_What to produce_
Print all of the lines exactly. Any picture among them stays out.

_Data to use_
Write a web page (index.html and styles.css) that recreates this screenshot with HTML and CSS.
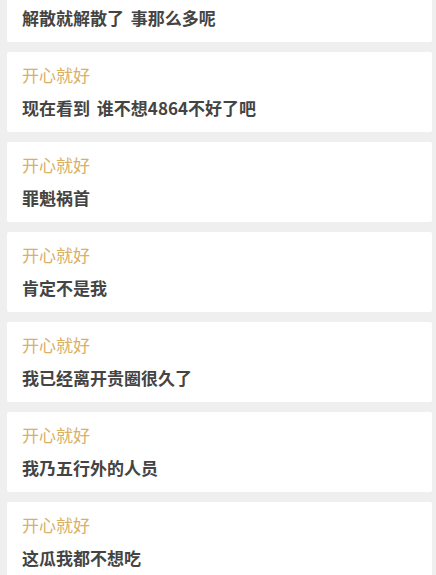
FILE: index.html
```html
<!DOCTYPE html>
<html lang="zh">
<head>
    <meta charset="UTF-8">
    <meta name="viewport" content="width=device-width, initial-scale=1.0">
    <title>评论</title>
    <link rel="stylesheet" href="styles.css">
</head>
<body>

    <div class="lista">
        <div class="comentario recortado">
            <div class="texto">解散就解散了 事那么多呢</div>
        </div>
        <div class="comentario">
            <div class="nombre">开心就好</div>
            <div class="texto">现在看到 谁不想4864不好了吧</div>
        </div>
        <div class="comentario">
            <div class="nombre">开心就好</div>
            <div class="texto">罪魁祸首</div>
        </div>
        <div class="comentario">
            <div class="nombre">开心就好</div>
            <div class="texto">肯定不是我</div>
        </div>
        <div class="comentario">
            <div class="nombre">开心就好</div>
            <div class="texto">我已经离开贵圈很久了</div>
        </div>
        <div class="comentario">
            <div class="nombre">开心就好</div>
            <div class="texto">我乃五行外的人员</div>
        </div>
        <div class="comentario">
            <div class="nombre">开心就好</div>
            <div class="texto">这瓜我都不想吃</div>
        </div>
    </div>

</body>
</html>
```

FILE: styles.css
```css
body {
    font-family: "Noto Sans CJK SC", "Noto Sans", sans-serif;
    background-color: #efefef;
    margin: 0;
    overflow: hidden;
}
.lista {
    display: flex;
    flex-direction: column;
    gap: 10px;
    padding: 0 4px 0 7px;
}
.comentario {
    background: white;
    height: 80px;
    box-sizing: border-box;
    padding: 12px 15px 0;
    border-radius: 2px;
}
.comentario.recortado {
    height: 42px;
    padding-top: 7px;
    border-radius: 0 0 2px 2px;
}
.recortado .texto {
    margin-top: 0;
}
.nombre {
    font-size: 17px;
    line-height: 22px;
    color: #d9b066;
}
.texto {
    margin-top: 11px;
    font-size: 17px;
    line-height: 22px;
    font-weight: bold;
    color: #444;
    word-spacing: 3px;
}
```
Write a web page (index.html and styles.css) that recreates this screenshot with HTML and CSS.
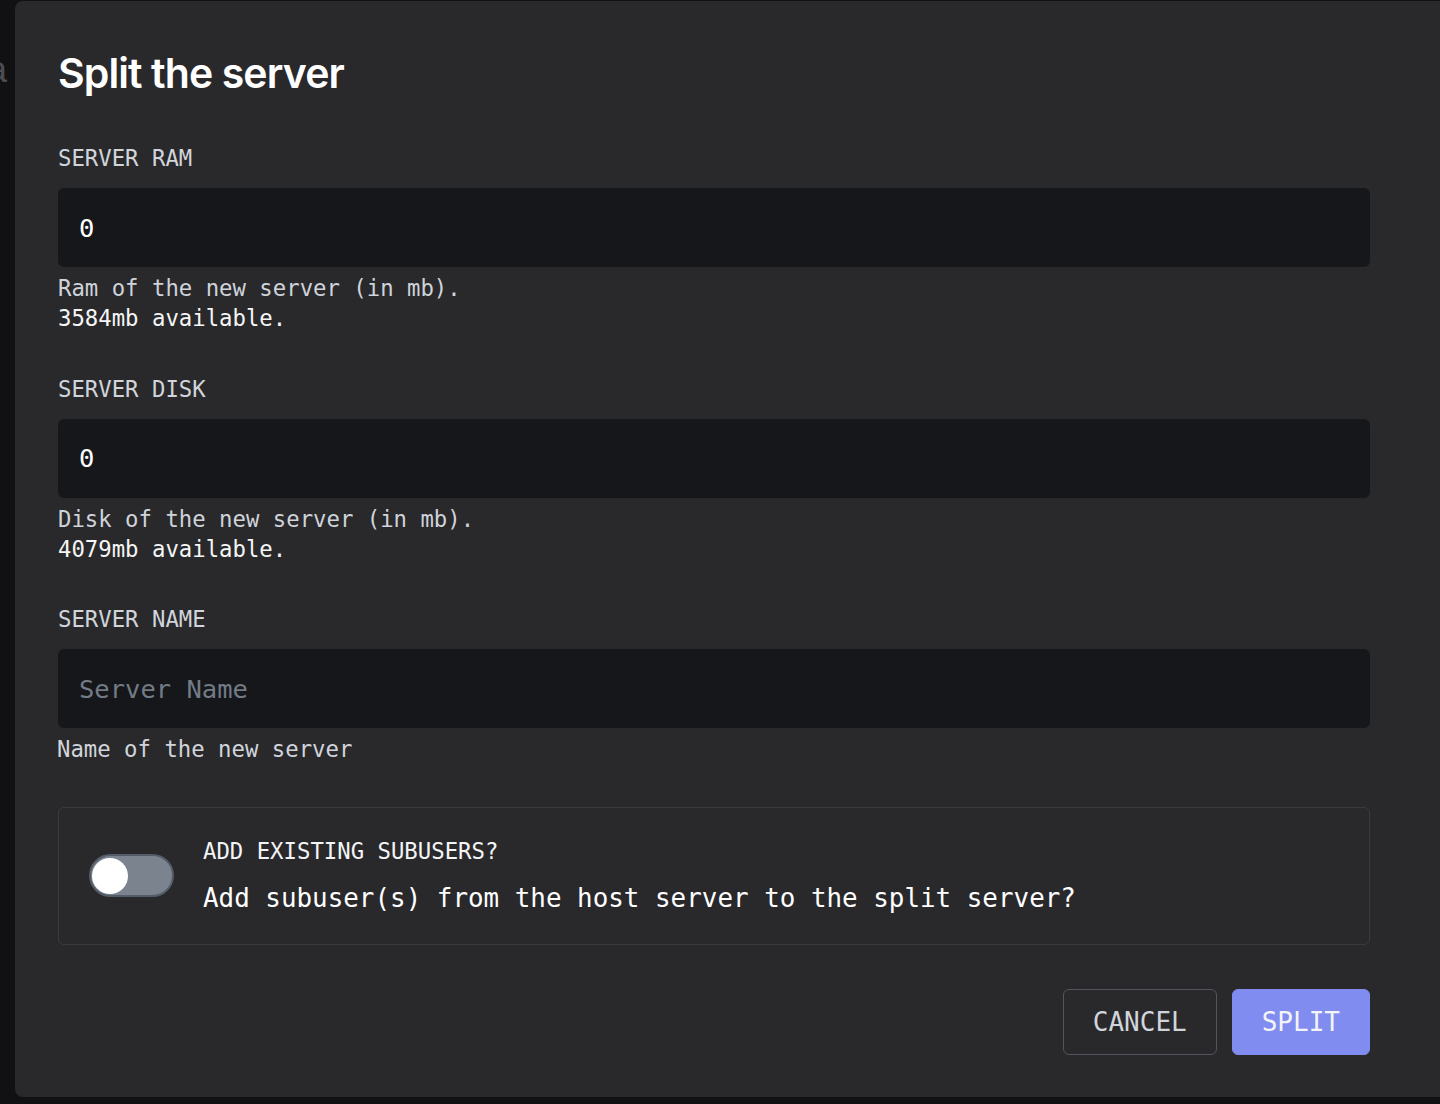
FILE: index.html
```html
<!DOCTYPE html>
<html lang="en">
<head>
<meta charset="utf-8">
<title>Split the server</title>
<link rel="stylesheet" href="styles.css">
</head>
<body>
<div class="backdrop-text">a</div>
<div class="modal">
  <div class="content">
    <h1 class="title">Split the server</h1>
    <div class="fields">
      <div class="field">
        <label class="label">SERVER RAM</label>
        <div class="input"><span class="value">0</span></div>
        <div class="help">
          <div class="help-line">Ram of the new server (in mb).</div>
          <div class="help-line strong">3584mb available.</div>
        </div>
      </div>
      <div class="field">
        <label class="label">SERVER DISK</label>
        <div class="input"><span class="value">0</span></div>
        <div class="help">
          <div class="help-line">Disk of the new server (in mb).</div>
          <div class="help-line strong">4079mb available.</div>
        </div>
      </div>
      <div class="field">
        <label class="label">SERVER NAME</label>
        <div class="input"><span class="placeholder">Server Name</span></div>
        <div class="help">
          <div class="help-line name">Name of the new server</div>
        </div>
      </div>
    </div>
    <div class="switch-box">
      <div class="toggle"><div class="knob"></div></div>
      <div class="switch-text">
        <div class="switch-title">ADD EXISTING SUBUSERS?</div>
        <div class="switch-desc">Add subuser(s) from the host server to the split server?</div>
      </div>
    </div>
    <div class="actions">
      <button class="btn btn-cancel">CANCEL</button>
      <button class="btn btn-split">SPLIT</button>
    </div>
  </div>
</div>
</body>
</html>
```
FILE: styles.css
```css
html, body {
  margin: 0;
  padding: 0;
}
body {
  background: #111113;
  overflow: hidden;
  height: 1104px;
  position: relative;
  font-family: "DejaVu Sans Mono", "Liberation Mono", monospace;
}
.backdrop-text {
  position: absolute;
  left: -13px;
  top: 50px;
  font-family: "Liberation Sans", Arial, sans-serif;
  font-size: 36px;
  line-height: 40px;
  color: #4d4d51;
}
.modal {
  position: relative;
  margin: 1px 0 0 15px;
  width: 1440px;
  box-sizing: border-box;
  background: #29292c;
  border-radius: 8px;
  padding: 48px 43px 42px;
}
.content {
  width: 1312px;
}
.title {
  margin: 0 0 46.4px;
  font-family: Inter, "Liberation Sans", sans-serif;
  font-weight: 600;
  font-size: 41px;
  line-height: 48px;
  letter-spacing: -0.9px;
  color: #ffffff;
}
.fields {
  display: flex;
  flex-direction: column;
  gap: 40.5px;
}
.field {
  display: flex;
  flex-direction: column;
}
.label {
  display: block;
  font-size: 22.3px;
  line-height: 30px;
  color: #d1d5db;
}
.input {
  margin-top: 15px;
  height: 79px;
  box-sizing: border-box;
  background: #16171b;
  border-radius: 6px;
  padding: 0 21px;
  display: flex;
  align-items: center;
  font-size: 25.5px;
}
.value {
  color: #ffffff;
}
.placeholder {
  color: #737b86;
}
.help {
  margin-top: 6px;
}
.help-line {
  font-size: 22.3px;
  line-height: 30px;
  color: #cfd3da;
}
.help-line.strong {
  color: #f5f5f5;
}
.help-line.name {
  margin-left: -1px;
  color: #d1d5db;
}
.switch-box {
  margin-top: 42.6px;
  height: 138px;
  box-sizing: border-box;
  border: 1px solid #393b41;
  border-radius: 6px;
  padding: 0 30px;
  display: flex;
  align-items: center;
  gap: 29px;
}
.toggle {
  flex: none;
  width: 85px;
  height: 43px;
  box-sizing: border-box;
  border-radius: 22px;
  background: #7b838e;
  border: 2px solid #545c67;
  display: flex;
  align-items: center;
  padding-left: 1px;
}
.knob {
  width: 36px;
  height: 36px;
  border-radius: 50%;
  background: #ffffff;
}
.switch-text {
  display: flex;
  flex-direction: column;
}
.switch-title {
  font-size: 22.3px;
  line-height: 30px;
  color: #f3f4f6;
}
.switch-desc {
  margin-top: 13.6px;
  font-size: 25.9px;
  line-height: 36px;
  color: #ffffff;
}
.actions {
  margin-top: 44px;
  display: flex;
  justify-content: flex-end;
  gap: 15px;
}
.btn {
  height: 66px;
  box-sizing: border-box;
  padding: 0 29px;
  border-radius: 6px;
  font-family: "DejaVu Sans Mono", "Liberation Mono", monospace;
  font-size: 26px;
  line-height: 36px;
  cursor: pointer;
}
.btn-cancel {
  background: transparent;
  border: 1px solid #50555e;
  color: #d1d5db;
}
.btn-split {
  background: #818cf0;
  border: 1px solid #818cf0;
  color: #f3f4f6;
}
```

_Result below_
Write a web page (index.html and styles.css) that recreates this screenshot with HTML and CSS.
FILE: index.html
```html
<!DOCTYPE html>
<html lang="zh">
<head>
    <meta charset="UTF-8">
    <meta name="viewport" content="width=device-width, initial-scale=1.0">
    <title>评论</title>
    <link rel="stylesheet" href="styles.css">
</head>
<body>

    <div class="lista">
        <div class="comentario recortado">
            <div class="texto">解散就解散了 事那么多呢</div>
        </div>
        <div class="comentario">
            <div class="nombre">开心就好</div>
            <div class="texto">现在看到 谁不想4864不好了吧</div>
        </div>
        <div class="comentario">
            <div class="nombre">开心就好</div>
            <div class="texto">罪魁祸首</div>
        </div>
        <div class="comentario">
            <div class="nombre">开心就好</div>
            <div class="texto">肯定不是我</div>
        </div>
        <div class="comentario">
            <div class="nombre">开心就好</div>
            <div class="texto">我已经离开贵圈很久了</div>
        </div>
        <div class="comentario">
            <div class="nombre">开心就好</div>
            <div class="texto">我乃五行外的人员</div>
        </div>
        <div class="comentario">
            <div class="nombre">开心就好</div>
            <div class="texto">这瓜我都不想吃</div>
        </div>
    </div>

</body>
</html>
```

FILE: styles.css
```css
body {
    font-family: "Noto Sans CJK SC", "Noto Sans", sans-serif;
    background-color: #efefef;
    margin: 0;
    overflow: hidden;
}
.lista {
    display: flex;
    flex-direction: column;
    gap: 10px;
    padding: 0 4px 0 7px;
}
.comentario {
    background: white;
    height: 80px;
    box-sizing: border-box;
    padding: 12px 15px 0;
    border-radius: 2px;
}
.comentario.recortado {
    height: 42px;
    padding-top: 7px;
    border-radius: 0 0 2px 2px;
}
.recortado .texto {
    margin-top: 0;
}
.nombre {
    font-size: 17px;
    line-height: 22px;
    color: #d9b066;
}
.texto {
    margin-top: 11px;
    font-size: 17px;
    line-height: 22px;
    font-weight: bold;
    color: #444;
    word-spacing: 3px;
}
```
Write a web page (index.html and styles.css) that recreates this screenshot with HTML and CSS.
FILE: index.html
```html
<!DOCTYPE html>
<html lang="en">
<head>
<meta charset="utf-8">
<title>Split the server</title>
<link rel="stylesheet" href="styles.css">
</head>
<body>
<div class="backdrop-text">a</div>
<div class="modal">
  <div class="content">
    <h1 class="title">Split the server</h1>
    <div class="fields">
      <div class="field">
        <label class="label">SERVER RAM</label>
        <div class="input"><span class="value">0</span></div>
        <div class="help">
          <div class="help-line">Ram of the new server (in mb).</div>
          <div class="help-line strong">3584mb available.</div>
        </div>
      </div>
      <div class="field">
        <label class="label">SERVER DISK</label>
        <div class="input"><span class="value">0</span></div>
        <div class="help">
          <div class="help-line">Disk of the new server (in mb).</div>
          <div class="help-line strong">4079mb available.</div>
        </div>
      </div>
      <div class="field">
        <label class="label">SERVER NAME</label>
        <div class="input"><span class="placeholder">Server Name</span></div>
        <div class="help">
          <div class="help-line name">Name of the new server</div>
        </div>
      </div>
    </div>
    <div class="switch-box">
      <div class="toggle"><div class="knob"></div></div>
      <div class="switch-text">
        <div class="switch-title">ADD EXISTING SUBUSERS?</div>
        <div class="switch-desc">Add subuser(s) from the host server to the split server?</div>
      </div>
    </div>
    <div class="actions">
      <button class="btn btn-cancel">CANCEL</button>
      <button class="btn btn-split">SPLIT</button>
    </div>
  </div>
</div>
</body>
</html>
```
FILE: styles.css
```css
html, body {
  margin: 0;
  padding: 0;
}
body {
  background: #111113;
  overflow: hidden;
  height: 1104px;
  position: relative;
  font-family: "DejaVu Sans Mono", "Liberation Mono", monospace;
}
.backdrop-text {
  position: absolute;
  left: -13px;
  top: 50px;
  font-family: "Liberation Sans", Arial, sans-serif;
  font-size: 36px;
  line-height: 40px;
  color: #4d4d51;
}
.modal {
  position: relative;
  margin: 1px 0 0 15px;
  width: 1440px;
  box-sizing: border-box;
  background: #29292c;
  border-radius: 8px;
  padding: 48px 43px 42px;
}
.content {
  width: 1312px;
}
.title {
  margin: 0 0 46.4px;
  font-family: Inter, "Liberation Sans", sans-serif;
  font-weight: 600;
  font-size: 41px;
  line-height: 48px;
  letter-spacing: -0.9px;
  color: #ffffff;
}
.fields {
  display: flex;
  flex-direction: column;
  gap: 40.5px;
}
.field {
  display: flex;
  flex-direction: column;
}
.label {
  display: block;
  font-size: 22.3px;
  line-height: 30px;
  color: #d1d5db;
}
.input {
  margin-top: 15px;
  height: 79px;
  box-sizing: border-box;
  background: #16171b;
  border-radius: 6px;
  padding: 0 21px;
  display: flex;
  align-items: center;
  font-size: 25.5px;
}
.value {
  color: #ffffff;
}
.placeholder {
  color: #737b86;
}
.help {
  margin-top: 6px;
}
.help-line {
  font-size: 22.3px;
  line-height: 30px;
  color: #cfd3da;
}
.help-line.strong {
  color: #f5f5f5;
}
.help-line.name {
  margin-left: -1px;
  color: #d1d5db;
}
.switch-box {
  margin-top: 42.6px;
  height: 138px;
  box-sizing: border-box;
  border: 1px solid #393b41;
  border-radius: 6px;
  padding: 0 30px;
  display: flex;
  align-items: center;
  gap: 29px;
}
.toggle {
  flex: none;
  width: 85px;
  height: 43px;
  box-sizing: border-box;
  border-radius: 22px;
  background: #7b838e;
  border: 2px solid #545c67;
  display: flex;
  align-items: center;
  padding-left: 1px;
}
.knob {
  width: 36px;
  height: 36px;
  border-radius: 50%;
  background: #ffffff;
}
.switch-text {
  display: flex;
  flex-direction: column;
}
.switch-title {
  font-size: 22.3px;
  line-height: 30px;
  color: #f3f4f6;
}
.switch-desc {
  margin-top: 13.6px;
  font-size: 25.9px;
  line-height: 36px;
  color: #ffffff;
}
.actions {
  margin-top: 44px;
  display: flex;
  justify-content: flex-end;
  gap: 15px;
}
.btn {
  height: 66px;
  box-sizing: border-box;
  padding: 0 29px;
  border-radius: 6px;
  font-family: "DejaVu Sans Mono", "Liberation Mono", monospace;
  font-size: 26px;
  line-height: 36px;
  cursor: pointer;
}
.btn-cancel {
  background: transparent;
  border: 1px solid #50555e;
  color: #d1d5db;
}
.btn-split {
  background: #818cf0;
  border: 1px solid #818cf0;
  color: #f3f4f6;
}
```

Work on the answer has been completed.